Extract epoch from Interval weird behavior
Hi all,
I noticed something odd when going through some
of the Interval code. The DAYS_PER_YEAR constant
is defined in src/include/datatype/timestamp.h.
#define DAYS_PER_YEAR 365.25 /* assumes leap year every four years */
We execute the EXTRACT and date_part functions in
src/backend/utils/adt/timestamp.c in
static Datum
interval_part_common(PG_FUNCTION_ARGS, bool retnumeric)
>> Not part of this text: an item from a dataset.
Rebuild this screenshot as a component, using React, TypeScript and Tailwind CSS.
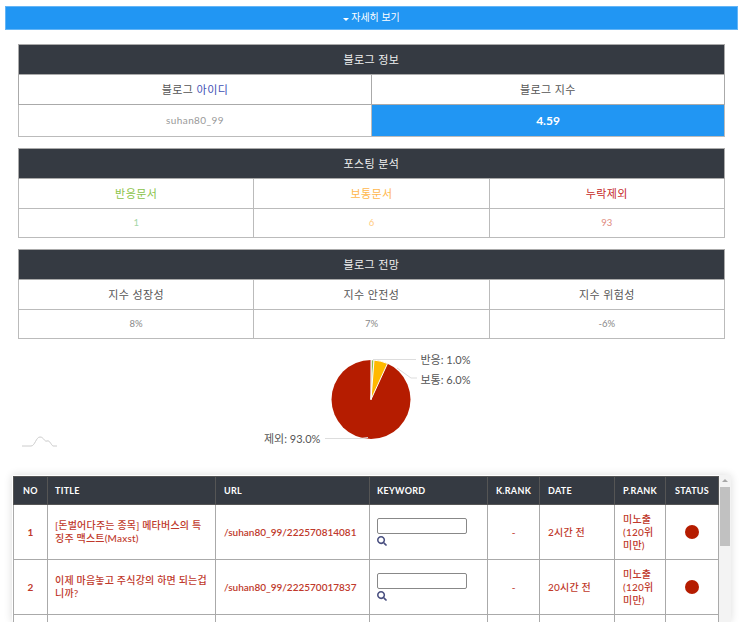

When executing date_part we multiply the total
years in the Interval by DAYS_PER_YEAR
result += ((double) DAYS_PER_YEAR * SECS_PER_DAY) * (interval->month / MONTHS_PER_YEAR);
result += ((double) DAYS_PER_MONTH * SECS_PER_DAY) * (interval->month % MONTHS_PER_YEAR);
result += ((double) SECS_PER_DAY) * interval->day;
However when executing EXTRACT we first truncate
DAYS_PER_YEAR to an integer, and then multiply it
by the total years in the Interval
/* this always fits into int64 */
secs_from_day_month = ((int64) DAYS_PER_YEAR * (interval->month / MONTHS_PER_YEAR) +
(int64) DAYS_PER_MONTH * (interval->month % MONTHS_PER_YEAR) +
interval->day) * SECS_PER_DAY;
Is this truncation on purpose? It seems like
EXTRACT is not accounting for leap years in
it's calculation.
- Joe Koshakow
On Wed, Feb 23, 2022 at 7:42 PM Joseph Koshakow <koshy44@gmail.com> wrote:
Hi all,
I noticed something odd when going through some
of the Interval code. The DAYS_PER_YEAR constant
is defined in src/include/datatype/timestamp.h.#define DAYS_PER_YEAR 365.25 /* assumes leap year every four years */
We execute the EXTRACT and date_part functions in
src/backend/utils/adt/timestamp.c instatic Datum
interval_part_common(PG_FUNCTION_ARGS, bool retnumeric)When executing date_part we multiply the total
years in the Interval by DAYS_PER_YEARresult += ((double) DAYS_PER_YEAR * SECS_PER_DAY) * (interval->month / MONTHS_PER_YEAR);
result += ((double) DAYS_PER_MONTH * SECS_PER_DAY) * (interval->month % MONTHS_PER_YEAR);
result += ((double) SECS_PER_DAY) * interval->day;However when executing EXTRACT we first truncate
DAYS_PER_YEAR to an integer, and then multiply it
by the total years in the Interval
/* this always fits into int64 */secs_from_day_month = ((int64) DAYS_PER_YEAR * (interval->month / MONTHS_PER_YEAR) +
(int64) DAYS_PER_MONTH * (interval->month % MONTHS_PER_YEAR) +
interval->day) * SECS_PER_DAY;Is this truncation on purpose? It seems like
EXTRACT is not accounting for leap years in
it's calculation.- Joe Koshakow
Oops I sent that to the wrong email. If this isn't intented I've created a patch
that fixes it, with the following two open questions
* DAYS_PER_YEAR_NUM is recalculated every time. Is there anyway
to convert a float directly to a numeric to avoid this?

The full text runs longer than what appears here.